3/ Minority Report de Steven Spielberg (2002)
Peu de rapport a priori entre le bijou de Blake Edwards et ce joyau de la science-fiction cinématographique signé Steven Spielberg. On y voit, dans un futur lointain (2054), des policiers arrêter des criminels avant qu’ils ne commettent l’irréparable, grâce aux prévisions infaillibles de trois êtres étranges nommés « précogs » . John Anderson (Tom Cruise), chef de la brigade « précrime », inconsolable de la disparition de son fils six ans plus tôt, est bientôt lui-même accusé d’un crime à venir. Minority Report, adapté d’une nouvelle de Philip K. Dick, traite du paradoxe de la toute puissance d’une justice qui exclut le libre arbitre. Il le fait avec une débauche d’idées spéciales et d’effets spéciaux, de décors futuristes éblouissants et de scènes d’action ébouriffantes. Lors d’une superbe séquence dans une galerie marchande où, poursuivis par les policiers, John et Agatha (l’une des précogs) avancent en se cachant parmi la foule, on entend une version instrumentale de Moon River, la merveilleuse chanson entonnée par Audrey Hepburn dans Diamants sur canapés. La douceur de la mélopée enveloppe un moment d’angoisse et de poésie suspendue, où le spectateur médusé voit le couple se figer à la demande d’Agatha (qui « sait ») et disparaître un instant derrière un marchand de ballons et son bouquet multicolore. Juste le temps pour eux d’échapper à leurs poursuivants…
A revoir sur CanalVod.
4/ Big Little Lies de David E. Kelley (2017-2019)

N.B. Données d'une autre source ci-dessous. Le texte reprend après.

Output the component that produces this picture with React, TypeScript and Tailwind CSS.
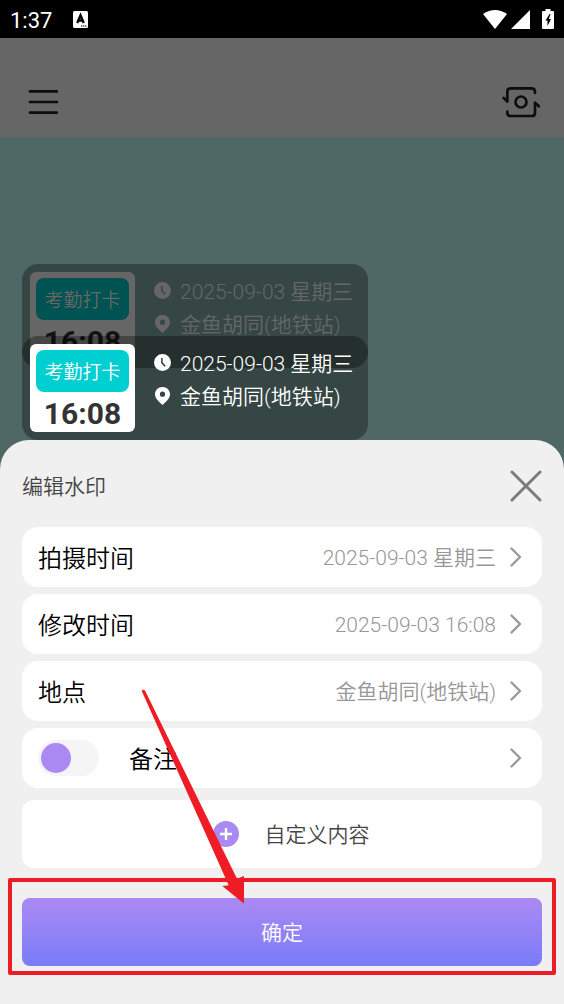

Cette série addictive créée par David E. Kelley montre dès son générique de début, baigné de la très belle chanson de Michael Kiwanuka, Cold Little Heart, les héroïnes déguisées en Audrey Hepburn avançant vers la caméra. Dans l’ordre d’apparition : Zoé Kravitz, Shailenne Woodley, Nicole Kidman, Laura Dern et Reese Witherspoon. Cette dernière porte sur le front le masque de sommeil en satin turquoise et les bouchons d’oreilles à pampilles, ainsi que la chemise blanche de Diamants sur canapé. Le personnage interprété par Witherspoon se trompe d’ailleurs lorsqu’elle déclare au détour d’une scène qu’elle doit, pour le gala de charité auquel les cinq amies de Monterey participent (et au cours duquel se déroule le drame qui sous-tend toute l’intrigue et sera révélé au dernier épisode de la saison 1), aller s’habiller en « My fair Lady ». C’est Laura Dern qui en porte les atours, les quatre autres étant des versions plus ou moins proches de Holy Golighty, choucroute sur la tête, colliers à plusieurs rangs et petite (ou longue) robe noire ! Amitié, mensonge, secrets, violences faites aux femmes, sont les ingrédients de deux saisons formidables, la première réalisée par Jean-Marc Vallée, la seconde par Andrea Arnold. À voir et à revoir pour leur intelligence d’écriture, la beauté de la côte californienne et l’alchimie des comédiennes.
A revoir sur OCS.
À lire : 5e Avenue, 5 heures du matin : Audrey Hepburn, Diamants sur canapé et la genèse d’un film culte de Sam Wasson, éditions Sonatine, 25 Euros.